The UAE will continue to attract foreign direct investment (FDI) and global businesses despite introducing a federal corporate tax on business profits, effective after June 1 2023, industry experts told Arabian Business.
Largely perceived as an “expected and logical” move following the UAE’s economic diversification efforts, the corporate tax will apply to all businesses and commercial activities alike, except for the extraction of natural resources which will remain subject to emirate level corporate taxation.
“The UAE seeks to diversify its tax base, and raising corporation tax was the logical next move towards achieving this,” said Scott Livermore, ICAEW Economic Advisor and Chief Economist at Oxford Economics.

“The introduction of the Global Minimum Corporate Tax means that tax competition becomes less severe, and the move will be less discouraging of FDI. With tax differentials becoming less, FDI will be drawn by other factors such a quality of infrastructure and the general business environment. Both are areas where the UAE should feel confident. Other countries in the region will likely follow as they all face the similar challenge of diversifying their tax base,” he continued.

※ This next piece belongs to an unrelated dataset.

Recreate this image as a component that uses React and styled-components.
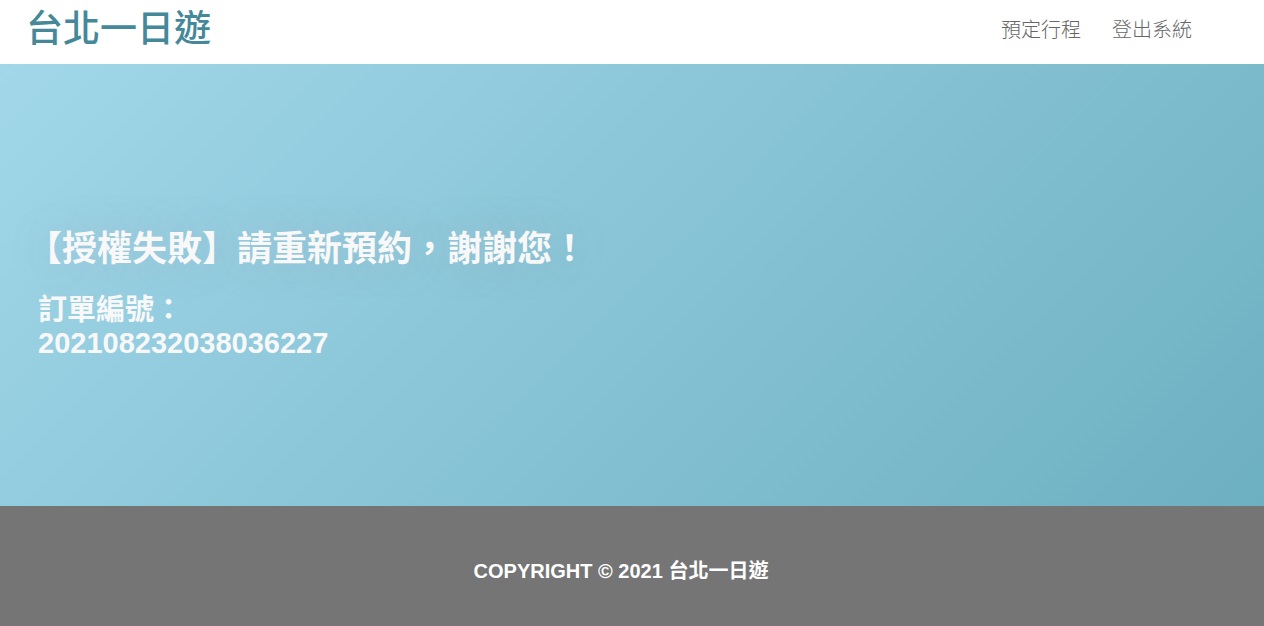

Many of UAE’s employees have taken to social media with questions regarding how the corporate tax will impact their paycheques. While there are no taxes announced on income, Nazar Musa, CEO at PRO Partner Group said: “Indirectly there will of course be a strain on some organisations to maintain shareholder profits, and so this may affect the packages that employees receive. However, this is just conjecture at present.”
Some see the corporate tax as a natural consequence of the UAE’s efforts to attract foreign investments and international talent.

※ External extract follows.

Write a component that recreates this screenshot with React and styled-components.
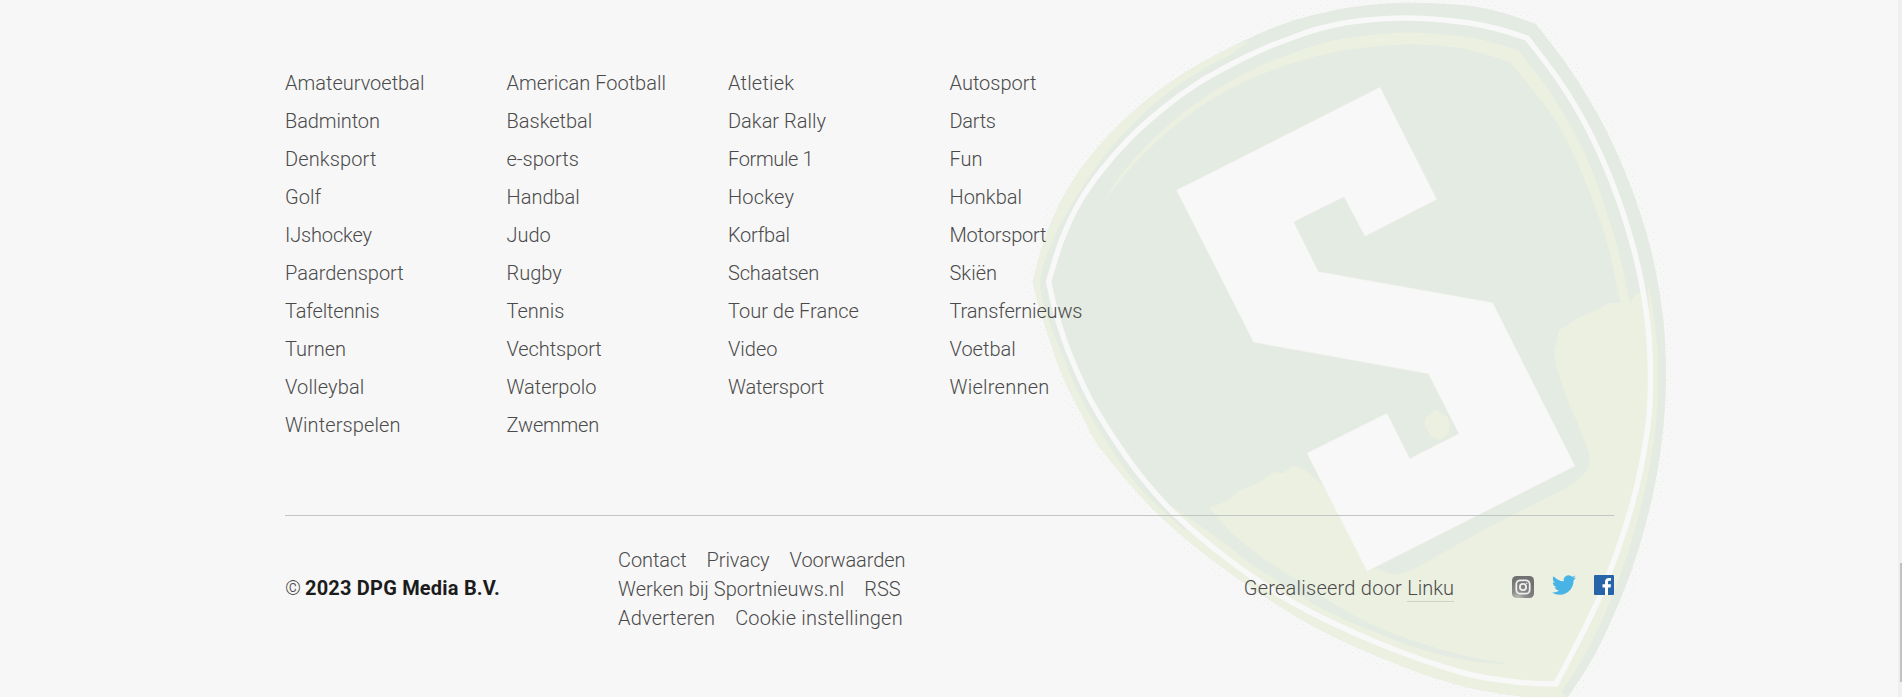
import React from 'react';
import styled, { createGlobalStyle } from 'styled-components';

const GlobalStyle = createGlobalStyle`
  *, *::before, *::after { box-sizing: border-box; }
  html, body { margin: 0; height: 100%; overflow: hidden; background: #f7f7f7; }
`;

const Page = styled.footer`
  position: relative;
  height: 697px;
  overflow: hidden;
  background: #f7f7f7;
  color: #4a4a4a;
  font: 300 20px/38px Roboto, 'Liberation Sans', sans-serif;
`;

const Watermark = styled.svg`
  position: absolute;
  top: 0;
  left: 1000px;
  width: 700px;
  height: 697px;
`;

const Container = styled.div`
  position: relative;
  width: 1329px;
  margin-left: 285px;
  padding-top: 64px;
`;

const Sports = styled.ul`
  display: grid;
  grid-template-columns: repeat(6, 1fr);
  grid-auto-rows: 38px;
  margin: 0;
  padding: 0 0 71px;
  list-style: none;
  border-bottom: 1px solid #c0c6c1;
`;

const SportItem = styled.li`
  grid-column: ${(p) => p.$column};
  white-space: nowrap;
  letter-spacing: ${(p) => p.$track || 0}px;
`;

const Link = styled.a`
  color: inherit;
  text-decoration: none;
`;

const Bottom = styled.div`
  display: flex;
  align-items: flex-start;
  padding-top: 30px;
  line-height: 29px;
`;

const Copyright = styled.div`
  display: flex;
  gap: 4px;
  width: 333px;
  margin-top: 28px;

  span {
    font-size: 20px;
  }

  strong {
    color: #1c1c1c;
    font-weight: 700;
    letter-spacing: 0.2px;
  }
`;

const MetaLinks = styled.nav`
  display: flex;
  flex-direction: column;
  flex: 1;
`;

const MetaRow = styled.div`
  display: flex;
  gap: 20px;
  letter-spacing: ${(p) => p.$track || 0}px;
`;

const Credits = styled.div`
  margin: 28px 58px 0 0;
  letter-spacing: 0.24px;
`;

const CreditLink = styled(Link)`
  display: inline-block;
  height: 28px;
  border-bottom: 1px solid #ccd1c6;
  letter-spacing: 0;
`;

const Socials = styled.div`
  display: flex;
  align-items: flex-start;
  margin-top: 29px;
`;

const SocialIcon = styled.svg`
  display: block;
  width: ${(p) => p.$width}px;
  height: ${(p) => p.$height}px;
  margin-left: ${(p) => p.$gap || 0}px;
  margin-top: ${(p) => p.$drop || 0}px;
`;

const ScrollTrack = styled.div`
  position: absolute;
  top: 0;
  right: 0;
  width: 4px;
  height: 100%;
  padding: 563px 0 0 2px;
  background: #efefef;
`;

const ScrollThumb = styled.div`
  height: 119px;
  background: #c1c1c1;
`;

const columns = [
  ['Amateurvoetbal', 'Badminton', 'Denksport', 'Golf', 'IJshockey', 'Paardensport', 'Tafeltennis', 'Turnen', 'Volleybal', 'Winterspelen'],
  ['American Football', 'Basketbal', 'e-sports', 'Handbal', 'Judo', 'Rugby', 'Tennis', 'Vechtsport', 'Waterpolo', 'Zwemmen'],
  ['Atletiek', 'Dakar Rally', 'Formule 1', 'Hockey', 'Korfbal', 'Schaatsen', 'Tour de France', 'Video', 'Watersport'],
  ['Autosport', 'Darts', 'Fun', 'Honkbal', 'Motorsport', 'Skiën', 'Transfernieuws', 'Voetbal', 'Wielrennen'],
];

const tracking = {
  Tafeltennis: -0.15,
  IJshockey: -0.15,
  Badminton: -0.1,
  Denksport: 0.12,
  Volleybal: 0.15,
  Winterspelen: 0.1,
  Zwemmen: -0.2,
  Vechtsport: -0.1,
  'Formule 1': -0.35,
  Korfbal: -0.25,
  Schaatsen: -0.15,
  Hockey: 0.2,
  Atletiek: 0.2,
  Watersport: -0.2,
  Darts: -0.3,
  Motorsport: -0.2,
  Transfernieuws: -0.15,
  Wielrennen: 0.25,
};

const metaRows = [
  { track: -0.08, links: ['Contact', 'Privacy', 'Voorwaarden'] },
  { track: 0.02, links: ['Werken bij Sportnieuws.nl', 'RSS'] },
  { track: 0.18, links: ['Adverteren', 'Cookie instellingen'] },
];

const sports = columns[0].flatMap((_, row) =>
  columns.flatMap((names, i) => (names[row] ? [{ name: names[row], column: i + 1 }] : [])),
);

/* Smooth curve through the points of one side of the shield */
function side(points) {
  let d = '';
  for (let i = 0; i < points.length - 1; i += 1) {
    const a = points[i];
    const b = points[i + 1];
    const before = points[i - 1] || a;
    const after = points[i + 2] || b;
    const c1 = [a[0] + (b[0] - before[0]) / 6, a[1] + (b[1] - before[1]) / 6];
    const c2 = [b[0] - (after[0] - a[0]) / 6, b[1] - (after[1] - a[1]) / 6];
    d += `C${c1} ${c2} ${b}`;
  }
  return d;
}

const outline = (sides) => `M${sides[0][0]}${sides.map(side).join('')}Z`;

const OUTER = outline([
  [[1032.6, 281.7], [1045, 238], [1063, 197], [1086, 162], [1110, 134], [1136, 109], [1163, 87.5], [1195, 66.5], [1230, 47.5], [1263, 32], [1290, 21.7], [1318, 14], [1356, 6.5], [1404, 2.7], [1462, 5], [1500, 12], [1536, 24]],
  [[1536, 24], [1572, 72], [1605, 128], [1631, 187], [1651, 250], [1663, 317], [1666, 380], [1662, 440], [1651, 503], [1632, 569], [1607, 630], [1587, 668], [1563, 704]],
  [[1563, 704], [1525, 697], [1466, 687], [1399, 665], [1314.6, 627], [1230, 573], [1159, 515], [1102, 450], [1083, 417], [1063, 377], [1048, 335], [1040, 310], [1032.6, 281.7]],
]);
const LINE = outline([
  [[1048.6, 281.7], [1061.7, 240], [1079, 203], [1101, 171], [1130, 138], [1163, 108.5], [1196.7, 84], [1230, 65], [1263, 49], [1290, 38.5], [1318, 29], [1354, 21.5], [1407, 18], [1462, 22], [1496, 28.5], [1527, 38]],
  [[1527, 38], [1560, 82], [1588, 129], [1613, 185], [1634, 250], [1646, 310], [1650.3, 365], [1648, 425], [1632, 505], [1600, 596], [1556, 684]],
  [[1556, 684], [1516.6, 682], [1462, 672.5], [1378, 643], [1293.6, 603], [1230.5, 561], [1175.7, 515], [1140, 475], [1113, 437], [1090, 399], [1070, 355], [1057, 317], [1048.6, 281.7]],
]);
const LEFT_BAND_INNER = side([
  [1250, 40], [1230, 55], [1207, 67], [1173, 89], [1140, 117], [1110, 149], [1087, 180], [1067, 213], [1053, 240], [1040.500, 281], [1048, 318], [1062, 354], [1080, 396], [1104, 438], [1140, 488], [1184, 530],
]);
const CRESCENT = outline([
  [[1102.7, 203], [1120, 176], [1147, 145], [1173, 121], [1197, 102.500], [1230, 81.500], [1263, 64.500], [1290, 54], [1322, 43.500], [1357, 36.500], [1411, 32.500], [1466, 37], [1493, 42.500], [1518, 50]],
  [[1518, 50], [1544, 83], [1568, 121], [1589, 163], [1606, 210], [1621, 261], [1632, 318], [1624, 320]],
  [[1624, 320], [1609, 250], [1596, 209], [1580, 169], [1563, 134], [1546, 107], [1510, 62]],
  [[1510, 62], [1462, 48.500], [1411, 44.500], [1357, 48.500], [1322, 55], [1290, 64], [1263, 74], [1230, 89], [1197, 109], [1163, 136], [1130, 169], [1102.700, 203]],
]);

function ShieldWatermark() {
  return (
    <Watermark viewBox="1000 0 700 697" aria-hidden="true">
      <defs>
        <pattern id="grain" width="7" height="7" patternUnits="userSpaceOnUse">
          <rect x="1" y="1" width="1" height="1" fill="#e9ede8" />
          <rect x="4" y="5" width="1" height="1" fill="#ebeee9" />
        </pattern>
        <clipPath id="shield"><path d={OUTER} /></clipPath>
        <clipPath id="field"><path d={LINE} /></clipPath>
      </defs>
      <path d={OUTER} fill="none" stroke="url(#grain)" strokeWidth="18" />
      <path d={OUTER} fill="#e3ebe2" />
      <g clipPath="url(#shield)" fill="#ebf0e0">
        <path d={`M1250 40${LEFT_BAND_INNER}L1194 524C1280 610 1400 672 1556 684L1566 697L1500 720L1000 697V20H1200L1215 52Z`} />
        <path d="M1648 283C1656 318 1659 355 1658 390C1657 430 1652 462 1641 507C1623 580 1593 650 1561 692L1500 695L1480 670L1556 684L1630 513L1650 373Z" />
      </g>
      <g clipPath="url(#field)">
        <path d={CRESCENT} fill="#ebf0e0" />
        <path d="M1660 289L1637 293L1629 303L1609 303L1595 311L1580 317L1559 330L1557 340L1554.500 350C1555 364 1558 374 1563 387C1568 404 1576 418 1580 430L1588 450C1592 462 1588 471 1580 478C1570 487 1558 492 1546 498L1483 530L1430 560C1414 570 1401 575 1392 574L1375 568L1367 571L1350 535L1331 497C1325 488 1320 482 1314 478L1305 470L1293 465L1284 473L1272 472L1260 482L1239 491L1225 502L1209 508L1192 520L1170 505V700H1660Z" fill="#ebf0e0" />
        <path d="M1175 505C1190 494 1200 500 1209 508C1218 517 1224 526 1235 536C1253 551 1273 566 1294 578C1315 591 1335 606 1357 617C1377 628 1399 636 1420 643C1447 652 1478 659 1508 664C1484 664 1462 660 1441 655C1418 649 1399 642 1378 633C1356 625 1336 616 1315 605C1300 596 1287 587 1272 577C1255 568 1243 558 1230 547C1215 536 1204 529 1192 520Z" fill="#e3ebe2" />
        <path d="M1436 409L1441 414L1447 416L1450 425L1449 433L1441 440L1431 436L1425 426L1425 418L1431 414Z" fill="#ebf0e0" />
      </g>
      <path d={LINE} fill="none" stroke="#f8f8f8" strokeWidth="5.500" />
      <path d="M1380 87.200L1436.700 199.300L1365 236.300L1344 196.700L1293.600 221.700L1318.400 271.700L1492.600 302.700L1575 466L1367.200 571.300L1307 453.300L1387 413.300L1409.700 458.700L1459 433.700L1428.300 373.700L1253.600 342.300L1176.600 190.300Z" fill="#f8f8f8" stroke="#f1f4eb" strokeWidth=".6" />
    </Watermark>
  );
}

function InstagramIcon() {
  return (
    <SocialIcon viewBox="0 0 22 22" $width={22} $height={22} $drop={1}>
      <defs>
        <radialGradient id="insta" cx=".25" cy="1.05" r=".95">
          <stop offset="0" stopColor="#c4c4c2" />
          <stop offset=".4" stopColor="#8b8b8a" />
          <stop offset="1" stopColor="#717171" />
        </radialGradient>
      </defs>
      <rect width="22" height="22" rx="4.500" fill="url(#insta)" />
      <rect x="4.300" y="4.300" width="13.400" height="13.400" rx="4" fill="none" stroke="#eee" strokeWidth="1.800" />
      <circle cx="11" cy="11" r="3.100" fill="none" stroke="#eee" strokeWidth="1.800" />
      <circle cx="14.800" cy="7.300" r=".8" fill="#eee" />
    </SocialIcon>
  );
}

function TwitterIcon() {
  return (
    <SocialIcon viewBox="0 2 24 20" $width={24} $height={20} $gap={18}>
      <path fill="#47b4e5" d="M23.950 4.570a10 10 0 0 1-2.820.77 4.960 4.960 0 0 0 2.160-2.720c-.95.550-2 .95-3.130 1.180a4.920 4.920 0 0 0-8.380 4.480C7.690 8.100 4.070 6.130 1.640 3.160a4.920 4.920 0 0 0 1.520 6.570 4.900 4.900 0 0 1-2.230-.61v.06a4.920 4.920 0 0 0 3.950 4.830 5 5 0 0 1-2.210.08 4.940 4.940 0 0 0 4.600 3.420A9.870 9.870 0 0 1 0 19.540a14 14 0 0 0 7.550 2.210c9.050 0 14-7.500 14-13.980 0-.21 0-.42-.02-.63a9.900 9.900 0 0 0 2.420-2.570Z" />
    </SocialIcon>
  );
}

function FacebookIcon() {
  return (
    <SocialIcon viewBox="0 0 20 20" $width={20} $height={20} $gap={18}>
      <rect width="20" height="20" rx="1" fill="#2864a9" />
      <path fill="#fff" d="M11 20v-7.600H8.500V9.300H11V7c0-2.600 1.500-4 3.800-4 1 0 1.900.1 2.200.1v2.700h-1.500c-1.200 0-1.500.6-1.500 1.500v2h3l-.4 3.100H14V20Z" />
    </SocialIcon>
  );
}

export default function App() {
  return (
    <>
      <GlobalStyle />
      <Page>
        <ShieldWatermark />
        <Container>
          <Sports>
            {sports.map(({ name, column }) => (
              <SportItem key={name} $column={column} $track={tracking[name]}>
                <Link>{name}</Link>
              </SportItem>
            ))}
          </Sports>
          <Bottom>
            <Copyright>
              <span>©</span>
              <strong>2023 DPG Media B.V.</strong>
            </Copyright>
            <MetaLinks>
              {metaRows.map(({ track, links }) => (
                <MetaRow key={links[0]} $track={track}>
                  {links.map((label) => <Link key={label}>{label}</Link>)}
                </MetaRow>
              ))}
            </MetaLinks>
            <Credits>
              Gerealiseerd door <CreditLink>Linku</CreditLink>
            </Credits>
            <Socials>
              <InstagramIcon />
              <TwitterIcon />
              <FacebookIcon />
            </Socials>
          </Bottom>
        </Container>
        <ScrollTrack>
          <ScrollThumb />
        </ScrollTrack>
      </Page>
    </>
  );
}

“The corporate tax announcement has been expected for the past months. The leadership in the UAE is doing everything it can to make individuals and businesses to feel they belong. With Golden Visas and nationalities being issued they have given all the right signals for attracting long term investment,” said Vinayak Mahtani, CEO of bnbme holiday homes.

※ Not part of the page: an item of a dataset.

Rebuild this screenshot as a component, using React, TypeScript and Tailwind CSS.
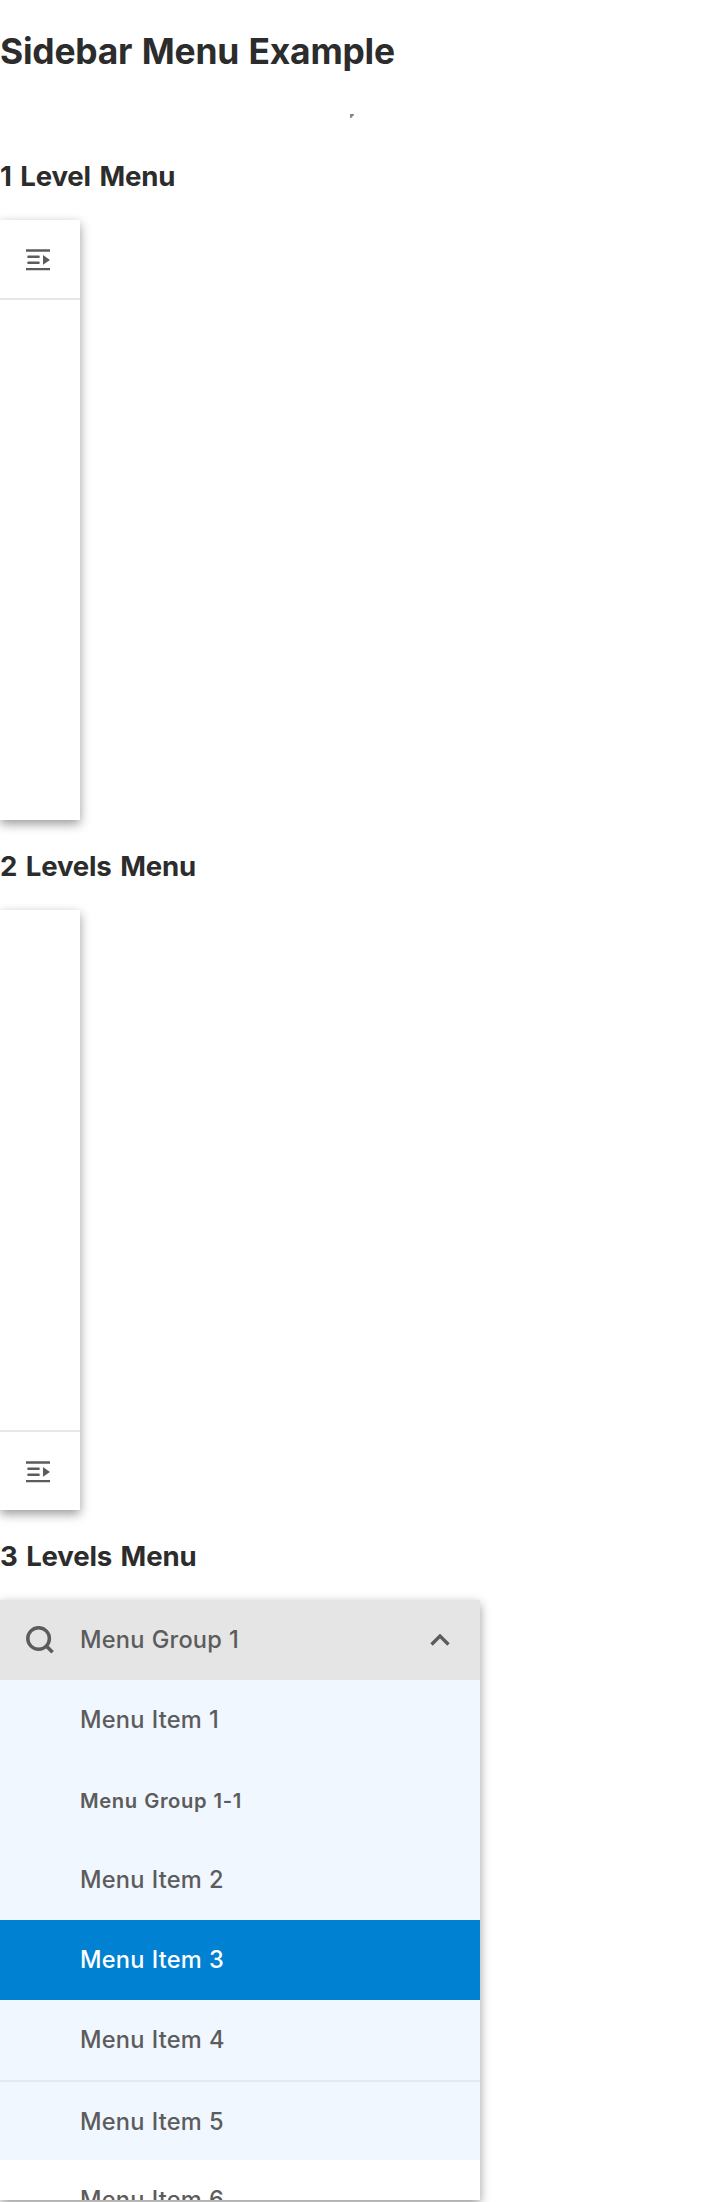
import React from "react";

function ExpandIcon() {
  return (
    <svg className="mt-0.5 ml-[26px] h-6 w-6" viewBox="0 0 24 24" fill="none">
      <path d="M0 2.5H24M0 21.1H24" stroke="#5c5c5c" strokeWidth="2.4" />
      <path d="M2.4 8.7H12.6M2.4 14.8H12.6" stroke="#5c5c5c" strokeWidth="2.4" strokeLinecap="round" />
      <path d="M17 7.1V16.7L24 12Z" fill="#5c5c5c" />
    </svg>
  );
}

function SearchIcon() {
  return (
    <svg className="h-7 w-7" viewBox="0 0 28 28" fill="none" stroke="#5c5c5c" strokeWidth="3.5">
      <circle cx="12.6" cy="12.5" r="10.8" />
      <path d="M20 19.8L26.6 26.2" strokeWidth="3.6" />
    </svg>
  );
}

const panel = "h-[600px] bg-white shadow-[0_4px_10px_rgba(0,0,0,0.4)]";
const heading = "text-[27.6px] leading-[36px] font-bold tracking-[-0.18px] [word-spacing:2.2px]";

function Item({ label, selected = false }: { label: string; selected?: boolean }) {
  return (
    <div className={"flex h-20 shrink-0 items-center pl-20 " + (selected ? "bg-[#0081d1] text-white" : "bg-[#f0f7ff]")}>
      {label}
    </div>
  );
}

export default function App() {
  return (
    <div className="h-[2202px] overflow-hidden bg-white font-['Inter',sans-serif] text-[#2c2c2c]">
      <h1 className="pt-[29px] text-[35.4px] leading-[46px] font-bold tracking-[-0.22px] [word-spacing:1.4px] whitespace-nowrap">Sidebar Menu Example</h1>
      <div className="flex h-[83px] pt-[39px] pl-[350px]">
        <svg className="h-1 w-1" viewBox="0 0 4 4"><path d="M0 0H4V1L1 4H0Z" fill="#858585" /></svg>
      </div>
      <h2 className={heading}>1 Level Menu</h2>
      <div className="pt-[26px]">
        <div className={panel + " w-20"}>
          <div className="flex h-20 items-center border-b-2 border-[#e6e6ec]"><ExpandIcon /></div>
        </div>
      </div>
      <h2 className={heading + " pt-[28px]"}>2 Levels Menu</h2>
      <div className="pt-[26px]">
        <div className={panel + " flex w-20 flex-col justify-end"}>
          <div className="flex h-20 items-center border-t-2 border-[#e6e6ec]"><ExpandIcon /></div>
        </div>
      </div>
      <h2 className={heading + " pt-[28px]"}>3 Levels Menu</h2>
      <div className="pt-[26px]">
        <div className={panel + " w-[480px]"}>
          <div className="flex h-full flex-col overflow-hidden text-[23.6px] font-[540] tracking-[0.2px] [word-spacing:0.6px] text-[#5c5c5c]">
            <div className="flex h-20 shrink-0 items-center bg-[#e5e5e5] pl-[26px]">
              <SearchIcon />
              <span className="ml-[26px] flex-1">Menu Group 1</span>
              <svg className="mr-[30px] h-3 w-5" viewBox="0 0 20 12" fill="none"><path d="M1.5 10.5L10 2L18.5 10.5" stroke="#5c5c5c" strokeWidth="3.3" /></svg>
            </div>
            <Item label="Menu Item 1" />
            <div className="flex h-20 shrink-0 items-center bg-[#f0f7ff] pt-0.5 pl-20 text-[20.2px] font-semibold tracking-[0.6px] [word-spacing:0.8px]">Menu Group 1-1</div>
            <Item label="Menu Item 2" />
            <Item label="Menu Item 3" selected />
            <Item label="Menu Item 4" />
            <div className="h-0.5 shrink-0 bg-[#e5e8ec]" />
            <div className="flex h-[78px] shrink-0 items-center bg-[#f0f7ff] pt-0.5 pl-20">Menu Item 5</div>
            <div className="flex h-20 shrink-0 items-center pl-20">Menu Item 6</div>
          </div>
        </div>
      </div>
    </div>
  );
}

“This will, in the future, require large investments in infrastructure to support this growth, and corporate tax will go towards helping this investment. I am confident that we will see a high return on the corporate tax for business by maintaining the highest standards for operating a business globally,” he continued.
No corporate tax will apply on personal income from employment, real estate and other investments, or on any other income earned by individuals that does not arise from a business or other form of commercial activity licensed or otherwise permitted to be undertaken in the UAE.

“It can be argued that this development was somewhat expected however the swiftness may have caught some sectors by surprise,” said Musa.
“Interestingly income from real estate will also not be liable for taxation and so this sector has also been protected and points to the UAE focusing on attracting this form of investment,” he continued.
With a standard statutory tax rate of 9 percent, and a 0 percent tax rate for taxable profits up to AED375,000 to support small businesses and start-ups, the UAE corporate tax regime will be among the most competitive in the world.
“The ability to protect the income of growing businesses will allow them to re-invest and go some way to secure the space for entrepreneurs and SME owners,” said Musa.
“If we look at corporate tax around the world, the 9 percent in the UAE ensures that the country retains its position as a competitive place to conduct business. Corporate tax in the UK is 19 percent, its 21 percent in the US, 15 percent in Germany, 17 percent in Singapore and 28 percent in France. The lack of income tax should also still attract talent into the UAE from around the world,” he continued.